Argument Relation Identification
We find that both of our F1 scores for linked and not-linked component pairs are unfortunately much lower than that of the authors with a SVM that excludes lexical features. We followed the authors’ features generation process exactly for this step, so we are not certain what has caused this discrepancy in performance. Fortunately, the results from this base classifier are not the final relations of the argument structures. Instead, we rely on the results of ILP, which we detail in the next section.
Optimization using Integer Linear Programming (ILP)
Following the authors’ approach, we also revise the predicted components to only two categories, claim and premise, based on the ultimate trees. Only nodes with no outgoing edges are to be labeled as claims, and all the rest are premises. In total, our ILP model revised 268 claims to premises but no premises to claims. Just like the authors, we observe that identification of linked pairs significantly improves in performance with the application of ILP than with the base classifier, whereas the improvement for unlinked pairs is less dramatic. We find that we actually slightly outperform the authors in both categories for relation identification.
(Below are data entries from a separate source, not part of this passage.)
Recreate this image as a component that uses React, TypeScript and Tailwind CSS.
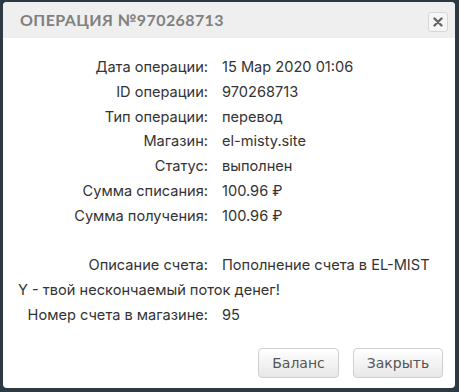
import React from 'react';

const rows = [
  { label: 'Дата операции:', value: '15 Мар 2020 01:06' },
  { label: 'ID операции:', value: '970268713' },
  { label: 'Тип операции:', value: 'перевод' },
  { label: 'Магазин:', value: 'el-misty.site' },
  { label: 'Статус:', value: 'выполнен' },
  { label: 'Сумма списания:', value: '100.96 ₽' },
  { label: 'Сумма получения:', value: '100.96 ₽' },
];

const Label: React.FC<{ children: React.ReactNode }> = ({ children }) => (
  <span className="inline-block w-[190px] text-right pr-[14px] box-content break-normal">{children}</span>
);

export default function App() {
  return (
    <div className="w-[459px] h-[392px] bg-[#2c3b43] pl-[3px] pt-[2px] pr-[4px] pb-[4px]">
      <div className="h-full bg-white rounded-[4px] flex flex-col overflow-hidden">
        <div className="h-[36px] bg-[#efefef] flex items-center justify-between pl-[17px] pr-[7px]">
          <h3
            className="text-[16px] font-bold tracking-[0.4px] text-[#808080]"
            style={{ fontFamily: 'Lato, "Noto Sans", sans-serif' }}
          >
            ОПЕРАЦИЯ №970268713
          </h3>
          <button className="w-[20px] h-[20px] mt-[4px] rounded-[3px] border border-[#d6d6d6] bg-[#f6f6f6] flex items-center justify-center">
            <svg width="10" height="10" viewBox="0 0 10 10">
              <path d="M1.5 1.5 L8.5 8.5 M8.5 1.5 L1.5 8.5" stroke="#666" strokeWidth="2.4" strokeLinecap="round" />
            </svg>
          </button>
        </div>
        <div
          className="pl-[15px] pr-[18px] pt-[17px] text-[14.6px] leading-[24.8px] text-[#333]"
          style={{ fontFamily: 'Inter, "Noto Sans", sans-serif' }}
        >
          {rows.map((r) => (
            <div key={r.label}>
              <Label>{r.label}</Label>
              {r.value}
            </div>
          ))}
          <div>&nbsp;</div>
          <div className="break-all">
            <Label>Описание счета:</Label>
            Пополнение счета в EL-MISTY - твой нескончаемый поток денег!
          </div>
          <div>
            <Label>Номер счета в магазине:</Label>
            95
          </div>
        </div>
        <div
          className="mt-auto flex justify-end gap-[14px] pr-[12px] pb-[10px]"
          style={{ fontFamily: '"DejaVu Sans", Verdana, sans-serif' }}
        >
          <button className="w-[81px] h-[30px] rounded-[4px] border border-[#cfcfcf] bg-gradient-to-b from-white to-[#e8e8e8] text-[14px] text-[#555]">
            Баланс
          </button>
          <button className="w-[90px] h-[30px] rounded-[4px] border border-[#cfcfcf] bg-gradient-to-b from-white to-[#e8e8e8] text-[14px] text-[#555]">
            Закрыть
          </button>
        </div>
      </div>
    </div>
  );
}
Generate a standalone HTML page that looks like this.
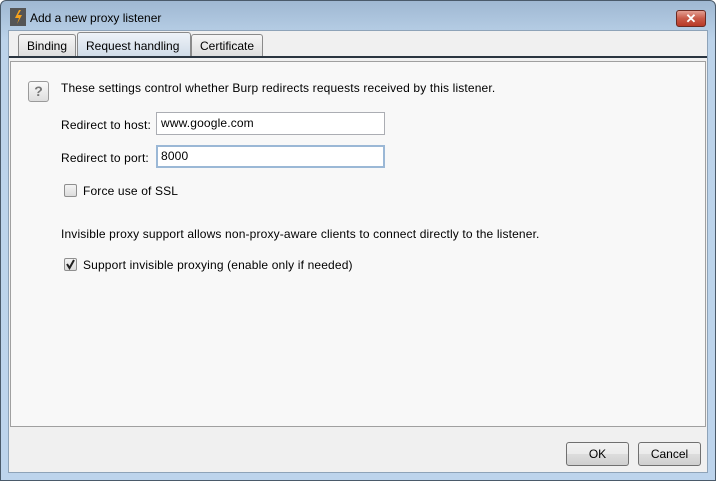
<!DOCTYPE html><html><head><style>
*{margin:0;padding:0;box-sizing:border-box}
body{width:716px;height:481px;overflow:hidden;font-family:"Liberation Sans",sans-serif;font-size:12px;color:#000;background:#fff;position:relative}
.frame{position:absolute;left:0;top:0;width:716px;height:481px;border:1px solid #4a5a6a;border-radius:6px 6px 0 0;background:linear-gradient(#9fb8d2,#bcd3ea 40px,#bdd4ec)}
.client{position:absolute;left:8px;top:30px;width:700px;height:443px;background:#f0f0f0;border:1px solid #8ea3b8}
.title{position:absolute;left:30px;top:11px;font-size:12px;color:#000}
.icon{position:absolute;left:10px;top:8px;width:16px;height:18px;background:#555}
.close{position:absolute;left:676px;top:10px;width:30px;height:17px;border:1px solid #6b2a22;border-radius:3px;background:linear-gradient(#e4a093,#c85a48 50%,#b83a28);color:#fff;font-weight:bold;text-align:center;font-size:13px;line-height:15px}
.tab{position:absolute;top:34px;height:23px;border:1px solid #8a8a8a;border-bottom:none;border-radius:3px 3px 0 0;background:linear-gradient(#f6f6f6,#dcdcdc);padding:4px 8px;font-size:12px}
.tab.sel{background:linear-gradient(#eef3f8,#cfdbe7);top:32px;height:25px;padding-top:6px}
.line{position:absolute;left:9px;top:56px;width:698px;height:2px;background:#2a3540}
.panel{position:absolute;left:10px;top:61px;width:696px;height:366px;border:1px solid #a0a0a0;background:#f8f8f8}
.t{position:absolute;white-space:nowrap;letter-spacing:0.15px}
.inp{position:absolute;height:23px;border:1px solid #abadb3;background:#fff;padding:3px 4px;font-size:12px;letter-spacing:0.15px}
.cb{position:absolute;width:13px;height:13px;border:1px solid #8f8f8f;border-radius:2px;background:linear-gradient(#f4f4f4,#dcdcdc)}
.btn{position:absolute;top:442px;height:24px;border:1px solid #707070;border-radius:3px;background:linear-gradient(#f2f2f2,#ebebeb 50%,#dddddd 51%,#cfcfcf);text-align:center;line-height:22px;font-size:12px}
</style></head><body>
<div class="frame"></div>
<div class="icon"><svg width="16" height="18"><path d="M9 2 L5 10 H9 L7 16 L12 7 H8 L11 2Z" fill="#f7a21b"/></svg></div>
<div class="title">Add a new proxy listener</div>
<div class="close">✕</div>
<div class="client"></div>
<div class="tab" style="left:18px;width:58px">Binding</div>
<div class="tab sel" style="left:77px;width:114px">Request handling</div>
<div class="tab" style="left:191px;width:72px">Certificate</div>
<div class="line"></div>
<div class="panel"></div>
<div style="position:absolute;left:28px;top:81px;width:21px;height:21px;border:1px solid #9a9a9a;border-radius:3px;background:linear-gradient(#fafafa,#dedede);color:#777;font-weight:bold;font-size:14px;text-align:center;line-height:19px">?</div>
<div class="t" style="left:61px;top:81px">These settings control whether Burp redirects requests received by this listener.</div>
<div class="t" style="left:61px;top:118px">Redirect to host:</div>
<div class="inp" style="left:156px;top:112px;width:229px">www.google.com</div>
<div class="t" style="left:61px;top:151px">Redirect to port:</div>
<div class="inp" style="left:156px;top:145px;width:229px;border:2px solid #9bb8d6;padding:2px 3px">8000</div>
<div class="cb" style="left:64px;top:184px"></div>
<div class="t" style="left:83px;top:184px">Force use of SSL</div>
<div class="t" style="left:61px;top:227px">Invisible proxy support allows non-proxy-aware clients to connect directly to the listener.</div>
<div class="cb" style="left:64px;top:258px"><svg width="11" height="11" style="position:absolute;left:0;top:0"><path d="M2 5 L4.5 9 L9 1" stroke="#222" stroke-width="2" fill="none"/></svg></div>
<div class="t" style="left:83px;top:258px">Support invisible proxying (enable only if needed)</div>
<div class="btn" style="left:566px;width:63px">OK</div>
<div class="btn" style="left:638px;width:63px">Cancel</div>
</body></html>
However, our results for component revision are less fortuitous because we stagger behind the authors’ assessment scores for both component types, especially premises.
Stance Recognition
We trained an SVM on all features on training data that we balanced due to the overwhelming amount of “For” relations in Stab and Gurevych’s dataset and evaluated our model on test data that we left as is. We find that our results reflect that of Stab and Gurevych pretty closely, as our model’s performance at identifying “for” relations was significantly better than identifying “against” relations.